Material provided:
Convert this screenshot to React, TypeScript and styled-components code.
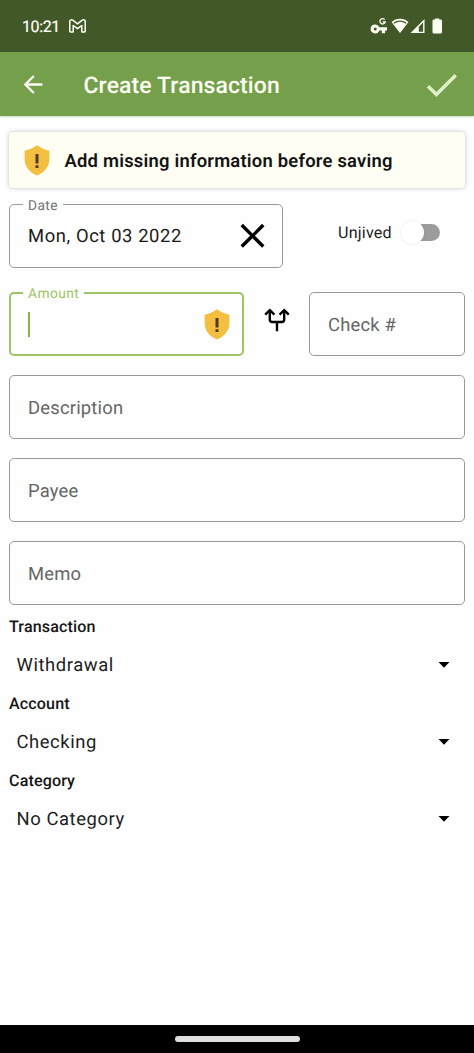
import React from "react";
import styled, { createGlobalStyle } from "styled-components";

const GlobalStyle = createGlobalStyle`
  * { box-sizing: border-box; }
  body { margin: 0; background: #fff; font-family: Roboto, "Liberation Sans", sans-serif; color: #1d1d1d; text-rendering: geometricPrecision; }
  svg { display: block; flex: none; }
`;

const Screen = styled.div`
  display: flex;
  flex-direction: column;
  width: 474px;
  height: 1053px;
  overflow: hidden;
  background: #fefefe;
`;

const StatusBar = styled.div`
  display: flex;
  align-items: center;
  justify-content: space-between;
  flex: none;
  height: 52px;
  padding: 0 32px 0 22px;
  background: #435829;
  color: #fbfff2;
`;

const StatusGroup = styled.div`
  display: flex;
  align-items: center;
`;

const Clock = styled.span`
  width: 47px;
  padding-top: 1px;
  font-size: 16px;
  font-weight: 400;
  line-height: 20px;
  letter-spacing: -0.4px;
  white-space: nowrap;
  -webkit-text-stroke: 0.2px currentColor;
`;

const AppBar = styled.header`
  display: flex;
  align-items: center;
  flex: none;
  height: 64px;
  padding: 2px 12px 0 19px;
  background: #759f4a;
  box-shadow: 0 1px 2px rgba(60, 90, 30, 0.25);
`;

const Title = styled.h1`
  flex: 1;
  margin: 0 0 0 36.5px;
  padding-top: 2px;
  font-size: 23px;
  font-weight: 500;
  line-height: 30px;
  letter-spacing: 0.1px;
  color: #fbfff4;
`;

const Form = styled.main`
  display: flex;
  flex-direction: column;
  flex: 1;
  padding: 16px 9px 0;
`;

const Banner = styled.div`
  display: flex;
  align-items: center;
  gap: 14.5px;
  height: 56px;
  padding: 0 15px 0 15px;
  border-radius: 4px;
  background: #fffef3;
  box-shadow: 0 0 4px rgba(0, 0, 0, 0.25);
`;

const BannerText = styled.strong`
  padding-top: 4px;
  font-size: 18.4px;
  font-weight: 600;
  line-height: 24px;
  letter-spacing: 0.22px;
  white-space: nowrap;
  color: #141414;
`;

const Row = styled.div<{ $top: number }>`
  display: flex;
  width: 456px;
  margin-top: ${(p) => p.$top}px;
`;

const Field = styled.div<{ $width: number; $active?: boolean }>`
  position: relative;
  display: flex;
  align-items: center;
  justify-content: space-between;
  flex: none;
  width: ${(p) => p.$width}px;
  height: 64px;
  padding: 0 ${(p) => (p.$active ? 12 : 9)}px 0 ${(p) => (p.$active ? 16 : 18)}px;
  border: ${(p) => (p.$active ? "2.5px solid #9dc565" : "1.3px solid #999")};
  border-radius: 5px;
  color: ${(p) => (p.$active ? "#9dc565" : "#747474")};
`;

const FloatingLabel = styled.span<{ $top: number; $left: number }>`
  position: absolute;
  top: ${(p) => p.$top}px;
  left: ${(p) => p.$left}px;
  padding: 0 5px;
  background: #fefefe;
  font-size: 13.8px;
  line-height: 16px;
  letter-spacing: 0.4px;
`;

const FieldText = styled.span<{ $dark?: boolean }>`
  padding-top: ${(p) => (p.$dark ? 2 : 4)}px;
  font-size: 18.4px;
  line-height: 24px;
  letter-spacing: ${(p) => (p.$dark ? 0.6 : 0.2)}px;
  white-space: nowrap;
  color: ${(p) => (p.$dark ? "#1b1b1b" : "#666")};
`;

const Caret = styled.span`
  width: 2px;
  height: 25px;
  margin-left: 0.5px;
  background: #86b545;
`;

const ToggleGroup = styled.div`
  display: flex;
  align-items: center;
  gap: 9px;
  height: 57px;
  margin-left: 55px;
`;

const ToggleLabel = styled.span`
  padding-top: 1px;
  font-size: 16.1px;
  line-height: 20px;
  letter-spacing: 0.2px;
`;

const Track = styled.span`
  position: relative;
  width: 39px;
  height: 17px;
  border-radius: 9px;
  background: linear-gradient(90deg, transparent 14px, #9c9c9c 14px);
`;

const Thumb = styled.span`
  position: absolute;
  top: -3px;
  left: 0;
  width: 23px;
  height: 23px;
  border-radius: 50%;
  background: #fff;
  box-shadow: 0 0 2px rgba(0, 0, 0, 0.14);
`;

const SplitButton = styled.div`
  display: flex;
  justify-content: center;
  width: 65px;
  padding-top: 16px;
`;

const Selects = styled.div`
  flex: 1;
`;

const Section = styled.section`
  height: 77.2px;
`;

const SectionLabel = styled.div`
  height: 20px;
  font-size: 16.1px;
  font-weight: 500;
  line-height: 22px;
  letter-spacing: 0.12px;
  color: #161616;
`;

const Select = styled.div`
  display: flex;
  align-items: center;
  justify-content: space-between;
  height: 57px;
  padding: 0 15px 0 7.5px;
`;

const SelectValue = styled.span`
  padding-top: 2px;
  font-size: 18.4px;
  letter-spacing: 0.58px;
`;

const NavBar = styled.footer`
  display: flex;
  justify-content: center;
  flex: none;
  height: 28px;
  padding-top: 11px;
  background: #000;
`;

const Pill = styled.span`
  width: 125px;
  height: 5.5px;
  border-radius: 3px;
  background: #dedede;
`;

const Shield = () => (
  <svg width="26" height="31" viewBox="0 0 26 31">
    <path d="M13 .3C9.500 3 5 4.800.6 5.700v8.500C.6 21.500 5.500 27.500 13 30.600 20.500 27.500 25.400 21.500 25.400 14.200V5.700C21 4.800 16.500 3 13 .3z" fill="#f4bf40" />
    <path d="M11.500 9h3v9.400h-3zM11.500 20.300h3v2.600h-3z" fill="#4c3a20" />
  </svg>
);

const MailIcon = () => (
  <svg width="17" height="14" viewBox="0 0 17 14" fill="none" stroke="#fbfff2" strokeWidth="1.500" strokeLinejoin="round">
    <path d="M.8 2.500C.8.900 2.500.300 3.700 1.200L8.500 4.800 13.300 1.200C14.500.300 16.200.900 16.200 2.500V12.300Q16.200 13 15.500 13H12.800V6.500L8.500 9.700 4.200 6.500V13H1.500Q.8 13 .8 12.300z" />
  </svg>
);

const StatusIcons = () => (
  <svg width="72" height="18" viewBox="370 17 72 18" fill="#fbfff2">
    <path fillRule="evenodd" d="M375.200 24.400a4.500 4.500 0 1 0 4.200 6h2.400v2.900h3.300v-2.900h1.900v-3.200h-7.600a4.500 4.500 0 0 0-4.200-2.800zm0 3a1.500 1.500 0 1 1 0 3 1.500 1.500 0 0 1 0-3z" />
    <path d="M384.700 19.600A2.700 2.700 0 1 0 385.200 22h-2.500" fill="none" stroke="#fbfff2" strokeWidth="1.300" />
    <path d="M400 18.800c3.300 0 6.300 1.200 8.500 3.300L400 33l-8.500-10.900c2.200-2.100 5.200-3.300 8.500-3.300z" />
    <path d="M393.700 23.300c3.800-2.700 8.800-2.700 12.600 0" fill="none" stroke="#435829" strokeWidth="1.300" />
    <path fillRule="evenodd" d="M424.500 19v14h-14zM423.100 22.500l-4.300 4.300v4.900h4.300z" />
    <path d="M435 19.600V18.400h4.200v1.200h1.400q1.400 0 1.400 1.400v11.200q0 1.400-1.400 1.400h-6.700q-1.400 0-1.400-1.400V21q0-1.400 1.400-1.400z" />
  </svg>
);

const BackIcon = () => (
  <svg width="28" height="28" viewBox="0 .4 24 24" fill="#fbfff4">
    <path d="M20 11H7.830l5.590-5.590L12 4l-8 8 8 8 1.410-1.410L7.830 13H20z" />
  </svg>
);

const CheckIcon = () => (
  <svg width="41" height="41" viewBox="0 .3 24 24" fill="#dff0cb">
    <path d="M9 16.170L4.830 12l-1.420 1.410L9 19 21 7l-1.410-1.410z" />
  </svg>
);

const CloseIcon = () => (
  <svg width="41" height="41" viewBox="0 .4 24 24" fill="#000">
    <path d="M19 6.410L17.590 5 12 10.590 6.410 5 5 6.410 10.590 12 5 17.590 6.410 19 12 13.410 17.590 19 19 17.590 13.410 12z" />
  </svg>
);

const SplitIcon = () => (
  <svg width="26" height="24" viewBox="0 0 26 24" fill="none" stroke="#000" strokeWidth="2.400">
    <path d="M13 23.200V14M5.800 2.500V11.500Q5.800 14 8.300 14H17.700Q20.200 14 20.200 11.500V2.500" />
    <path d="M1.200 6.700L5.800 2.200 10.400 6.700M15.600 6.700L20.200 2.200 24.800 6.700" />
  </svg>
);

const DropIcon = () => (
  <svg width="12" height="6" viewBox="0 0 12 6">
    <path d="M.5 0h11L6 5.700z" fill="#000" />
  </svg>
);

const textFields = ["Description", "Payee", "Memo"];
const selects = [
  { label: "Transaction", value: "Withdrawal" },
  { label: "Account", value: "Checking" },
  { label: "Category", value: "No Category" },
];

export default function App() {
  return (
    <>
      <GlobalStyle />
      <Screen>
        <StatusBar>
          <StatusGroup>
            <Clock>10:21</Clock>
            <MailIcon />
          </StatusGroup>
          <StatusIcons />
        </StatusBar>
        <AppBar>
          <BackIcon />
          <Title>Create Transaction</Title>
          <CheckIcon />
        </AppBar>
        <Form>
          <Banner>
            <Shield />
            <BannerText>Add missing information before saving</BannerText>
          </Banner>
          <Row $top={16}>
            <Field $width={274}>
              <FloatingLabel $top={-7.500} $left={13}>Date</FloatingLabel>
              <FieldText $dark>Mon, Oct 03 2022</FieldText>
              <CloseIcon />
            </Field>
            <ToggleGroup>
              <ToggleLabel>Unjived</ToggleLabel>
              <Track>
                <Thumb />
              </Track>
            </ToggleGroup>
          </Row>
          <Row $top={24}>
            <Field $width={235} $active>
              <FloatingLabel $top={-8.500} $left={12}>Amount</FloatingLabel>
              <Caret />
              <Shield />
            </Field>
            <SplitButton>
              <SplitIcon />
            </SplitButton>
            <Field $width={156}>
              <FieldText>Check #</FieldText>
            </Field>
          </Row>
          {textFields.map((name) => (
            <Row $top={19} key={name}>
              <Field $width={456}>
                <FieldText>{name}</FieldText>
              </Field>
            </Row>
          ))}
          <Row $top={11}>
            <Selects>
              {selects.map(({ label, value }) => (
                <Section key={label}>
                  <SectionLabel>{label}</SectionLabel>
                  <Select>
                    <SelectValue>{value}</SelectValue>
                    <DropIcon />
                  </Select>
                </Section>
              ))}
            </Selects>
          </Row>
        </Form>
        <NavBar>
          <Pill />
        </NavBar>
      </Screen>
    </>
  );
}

...

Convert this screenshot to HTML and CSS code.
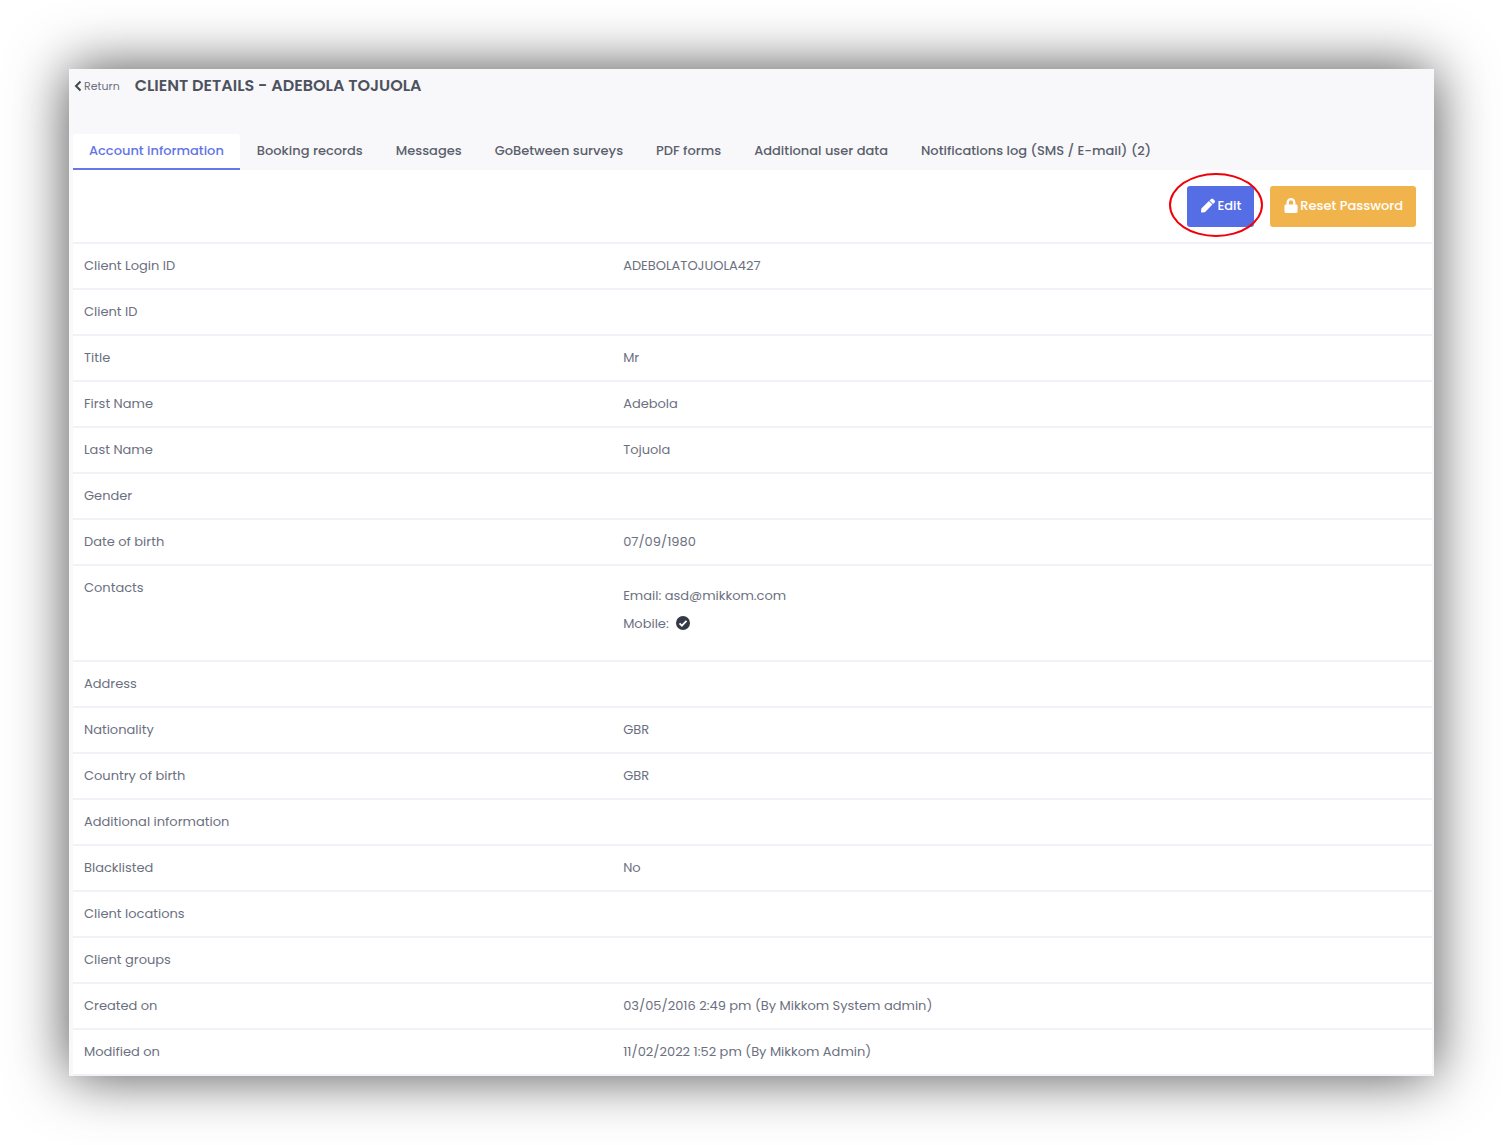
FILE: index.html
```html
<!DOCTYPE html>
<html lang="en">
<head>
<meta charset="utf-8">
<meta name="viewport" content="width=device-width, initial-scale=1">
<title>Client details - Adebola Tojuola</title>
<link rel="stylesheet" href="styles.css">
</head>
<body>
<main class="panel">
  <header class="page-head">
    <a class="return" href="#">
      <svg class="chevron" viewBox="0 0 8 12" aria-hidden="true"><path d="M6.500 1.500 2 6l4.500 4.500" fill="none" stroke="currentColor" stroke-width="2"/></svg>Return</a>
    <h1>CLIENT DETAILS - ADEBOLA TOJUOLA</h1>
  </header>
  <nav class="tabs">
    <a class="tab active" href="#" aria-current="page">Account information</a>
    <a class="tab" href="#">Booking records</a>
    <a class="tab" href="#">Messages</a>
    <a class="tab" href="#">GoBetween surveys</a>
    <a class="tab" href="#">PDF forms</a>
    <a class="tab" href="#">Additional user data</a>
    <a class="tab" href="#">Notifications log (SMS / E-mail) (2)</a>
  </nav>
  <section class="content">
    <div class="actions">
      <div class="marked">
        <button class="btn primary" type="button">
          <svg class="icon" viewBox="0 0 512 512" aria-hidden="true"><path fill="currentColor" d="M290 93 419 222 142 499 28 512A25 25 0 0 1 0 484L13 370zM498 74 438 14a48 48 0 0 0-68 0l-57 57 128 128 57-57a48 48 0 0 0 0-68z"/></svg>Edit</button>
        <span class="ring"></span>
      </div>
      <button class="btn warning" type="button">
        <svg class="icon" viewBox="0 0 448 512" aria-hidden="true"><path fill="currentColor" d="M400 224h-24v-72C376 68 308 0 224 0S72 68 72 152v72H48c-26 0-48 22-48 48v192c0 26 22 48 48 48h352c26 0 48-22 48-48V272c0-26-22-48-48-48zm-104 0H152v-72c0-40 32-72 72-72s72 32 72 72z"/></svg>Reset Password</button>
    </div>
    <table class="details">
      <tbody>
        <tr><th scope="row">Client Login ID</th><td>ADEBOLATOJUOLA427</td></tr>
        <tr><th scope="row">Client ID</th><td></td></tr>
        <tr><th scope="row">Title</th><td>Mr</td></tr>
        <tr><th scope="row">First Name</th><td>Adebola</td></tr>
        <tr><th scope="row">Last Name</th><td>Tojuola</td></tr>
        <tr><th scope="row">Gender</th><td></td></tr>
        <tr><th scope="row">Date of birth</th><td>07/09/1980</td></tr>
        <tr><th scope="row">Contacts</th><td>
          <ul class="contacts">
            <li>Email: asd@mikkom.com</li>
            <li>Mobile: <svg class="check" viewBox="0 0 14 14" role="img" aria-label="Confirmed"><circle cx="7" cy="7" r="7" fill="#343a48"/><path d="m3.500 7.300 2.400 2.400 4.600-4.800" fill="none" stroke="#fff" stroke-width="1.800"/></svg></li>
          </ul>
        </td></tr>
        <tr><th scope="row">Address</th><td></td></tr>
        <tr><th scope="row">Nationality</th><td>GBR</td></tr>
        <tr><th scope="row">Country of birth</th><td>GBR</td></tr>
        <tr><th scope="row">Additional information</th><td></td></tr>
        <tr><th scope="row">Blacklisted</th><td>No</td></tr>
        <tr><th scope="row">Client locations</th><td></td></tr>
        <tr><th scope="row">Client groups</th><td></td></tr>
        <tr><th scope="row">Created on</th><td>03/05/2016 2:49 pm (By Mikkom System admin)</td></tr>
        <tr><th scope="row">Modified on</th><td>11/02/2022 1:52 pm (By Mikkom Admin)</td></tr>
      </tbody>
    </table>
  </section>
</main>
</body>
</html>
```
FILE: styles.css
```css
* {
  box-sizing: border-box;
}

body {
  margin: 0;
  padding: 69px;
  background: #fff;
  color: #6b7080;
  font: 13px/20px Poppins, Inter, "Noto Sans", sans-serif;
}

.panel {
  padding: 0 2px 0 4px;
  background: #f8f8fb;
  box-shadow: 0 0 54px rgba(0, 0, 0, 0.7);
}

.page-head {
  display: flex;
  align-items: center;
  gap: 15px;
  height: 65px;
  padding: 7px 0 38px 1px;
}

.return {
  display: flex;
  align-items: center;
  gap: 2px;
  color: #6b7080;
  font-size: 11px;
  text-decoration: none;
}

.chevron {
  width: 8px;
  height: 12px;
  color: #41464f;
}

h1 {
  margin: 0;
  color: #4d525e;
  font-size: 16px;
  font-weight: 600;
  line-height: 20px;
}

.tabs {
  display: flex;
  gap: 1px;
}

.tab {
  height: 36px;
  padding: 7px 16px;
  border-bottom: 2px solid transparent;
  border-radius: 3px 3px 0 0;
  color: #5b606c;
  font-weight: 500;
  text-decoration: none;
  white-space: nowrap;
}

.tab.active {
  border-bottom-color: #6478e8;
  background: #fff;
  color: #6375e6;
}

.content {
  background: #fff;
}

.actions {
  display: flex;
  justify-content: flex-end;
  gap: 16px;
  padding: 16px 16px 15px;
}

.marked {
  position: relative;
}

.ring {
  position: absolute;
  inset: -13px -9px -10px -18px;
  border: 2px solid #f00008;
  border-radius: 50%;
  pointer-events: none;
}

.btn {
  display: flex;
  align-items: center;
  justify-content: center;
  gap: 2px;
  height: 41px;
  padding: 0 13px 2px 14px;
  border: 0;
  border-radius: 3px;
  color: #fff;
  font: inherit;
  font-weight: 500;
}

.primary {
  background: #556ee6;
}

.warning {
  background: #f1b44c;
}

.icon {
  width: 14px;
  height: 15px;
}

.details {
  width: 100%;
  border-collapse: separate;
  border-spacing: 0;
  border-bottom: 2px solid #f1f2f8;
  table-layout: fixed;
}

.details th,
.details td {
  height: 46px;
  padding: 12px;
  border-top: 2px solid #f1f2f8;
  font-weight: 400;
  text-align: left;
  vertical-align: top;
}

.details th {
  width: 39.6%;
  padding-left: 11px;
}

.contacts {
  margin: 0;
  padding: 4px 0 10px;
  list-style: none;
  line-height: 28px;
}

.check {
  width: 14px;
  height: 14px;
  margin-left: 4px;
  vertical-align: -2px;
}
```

Written problem:
Report how many lines of the data contain the word "code", using the number alone.

Answer for the task:
2